Amusant : dans notre groupe IRES, sous-groupe géométrie dynamique, il y a les fans de GeoGebra et les fans de DGPad. Pour chaque nouveau projet il y a une amicale confrontation : avec lequel ce sera le plus facile ? le plus pertinent ? C’est toujours très enrichissant.

À propos de DGPad : n’hésitez pas à consulter le remarquable site d’Yves Martin sur les Géométries Non Euclidiennes (GNE). Pour toutes ces figures Yves utilise beaucoup les macros (ainsi que Blockly et les nombres complexes) ; avec éventuellement un petit tour du côté de son compte instagram.

... puis dans un deuxième temps.

Les figures précédentes illustrant bien à son goût le lien entre les nombres complexes et les similitudes, Alain me suggérait alors de présenter quelque chose de semblable à propos des translations/rotations/homothéties. Deux raisons m’ont fait accepter :

  • Étant retraitée, je ne peux pas rendre compte d’expériences vécues en classe. Mais je fais partie d’une association qui intervient auprès de jeunes en rupture scolaire pour lesquels le SAPAD a renoncé, ou pour d’autres raisons parfois compliquées ; nous essayons de maintenir chez eux un certain plaisir d’apprendre, en attendant (quand c’est possible) le retour au collège ou au lycée. Bref, les « j’ai rien compris à ... » peuvent être pour moi source d’inventivité.
  • Depuis un bon moment je m’intéresse aux productions du groupe « géométrie » de l’IREM de Paris, groupe animé entre autres par Daniel Perrin. Et j’avoue être complètement en phase avec leurs propositions : d’ailleurs en novembre 2023, aux journées APMEP de Rennes, j’ai participé à l’atelier « cas d’égalité des triangles » animé par Didier Guillaume, un membre de ce groupe.

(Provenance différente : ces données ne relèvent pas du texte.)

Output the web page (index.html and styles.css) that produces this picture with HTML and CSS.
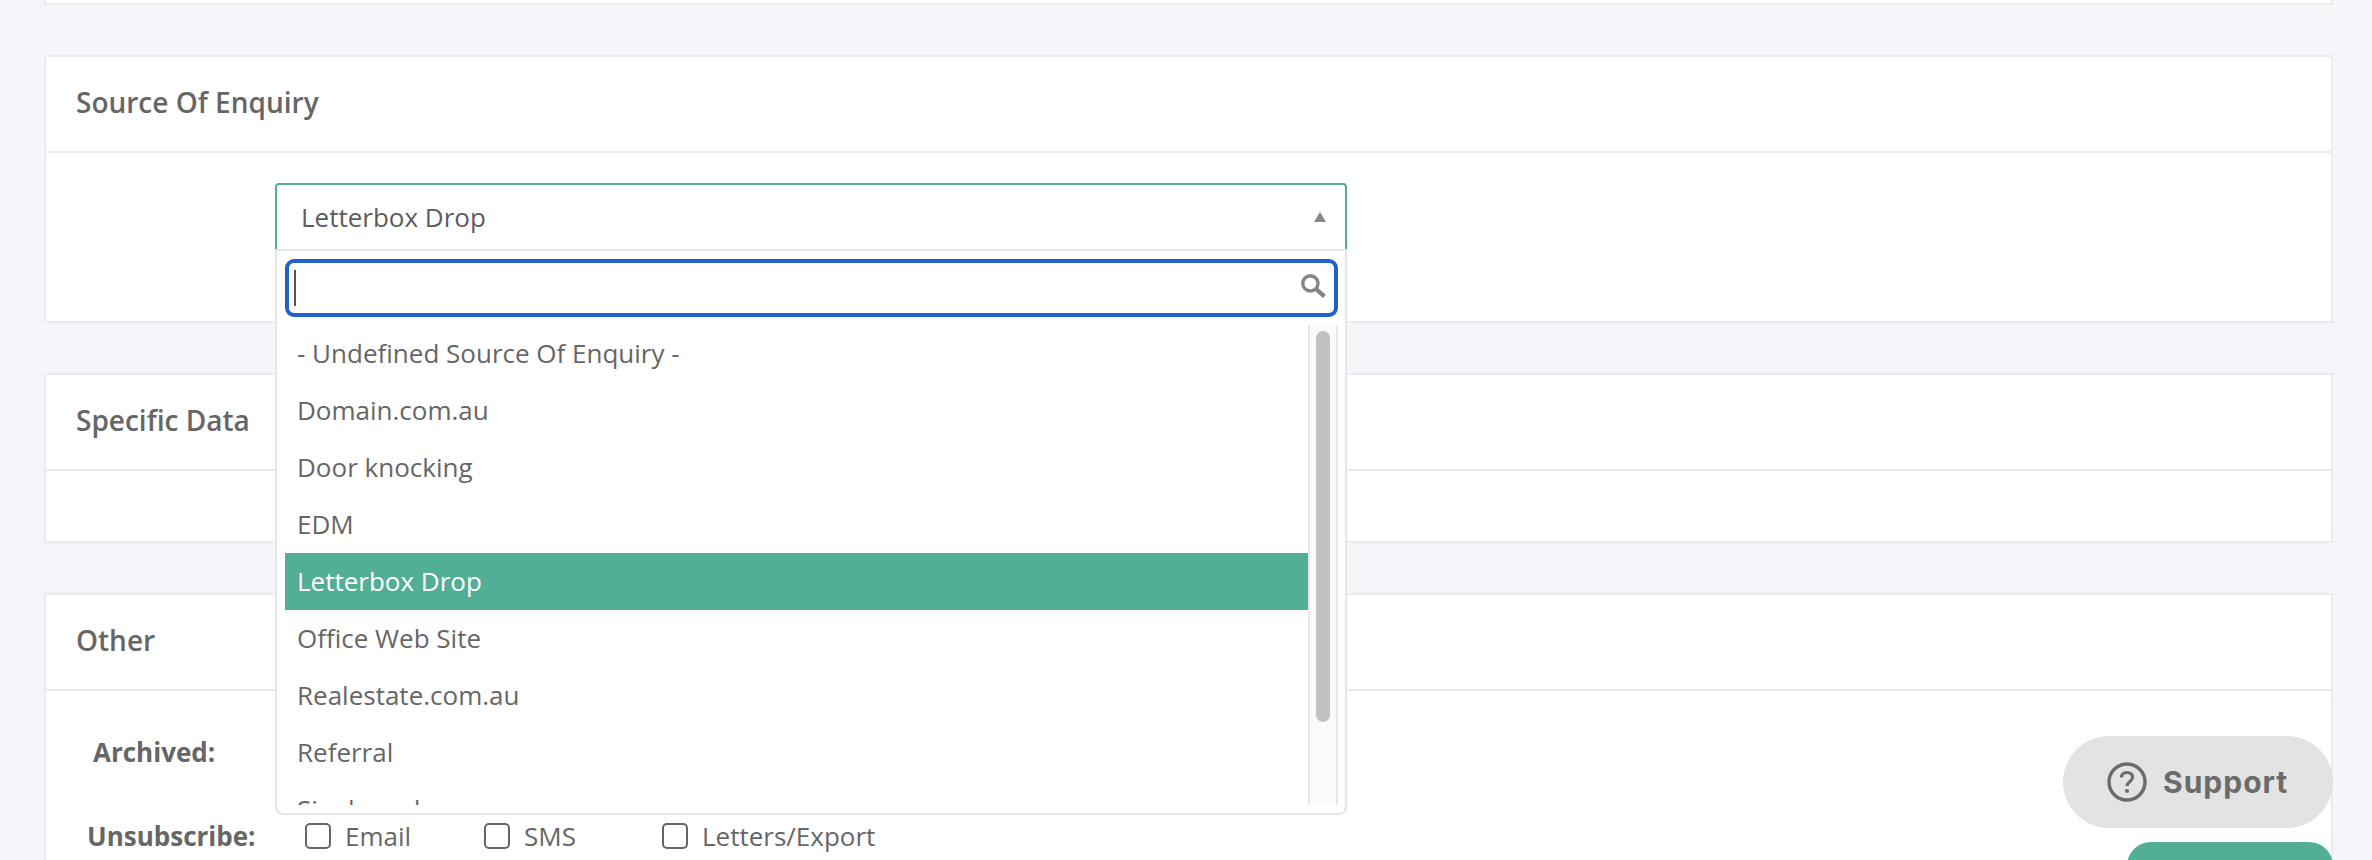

Propositions de ce groupe IREM

« Pour enseigner la géométrie au cycle 4 », c’est le titre de la brochure n°100 qu’ils ont produite.

La position adoptée, résumée rapidement :
Il serait bon que les élèves du cycle 4 puissent produire eux-mêmes des démonstrations. Mais démontrer avec les transformations n’est pas du tout facile (remarque personnelle : même quand j’avais de « bonnes secondes » ce n’était pas facile pour eux, alors en collège ..)
Quels outils proposer à la place ?

  • les cas d’égalité des triangles (dès la cinquième !)
  • les démonstrations par les aires (pour le théorème de Pythagore et celui de Thalès)
  • les cas de similitude des triangles

Et les transformations ? On les réserverait aux problèmes de construction avec contraintes (à nouveau remarque personnelle : en seconde, même avec l’aide d’un logiciel de géométrie dynamique, pas si facile !)

Transformations d’images

Alors quelle place pour les transformations au collège ? On pourrait dire aux collégiens : vous verrez ça plus en détail en seconde ou après (sous-entendu quand vous connaîtrez les vecteurs). Pas sûr qu’ils soient tous convaincus ... On pourrait aussi leur dire et surtout leur faire toucher du doigt que ces transformations on les trouve partout, dans les logiciels de dessin, ceux qui préparent à l’impression 3D, etc.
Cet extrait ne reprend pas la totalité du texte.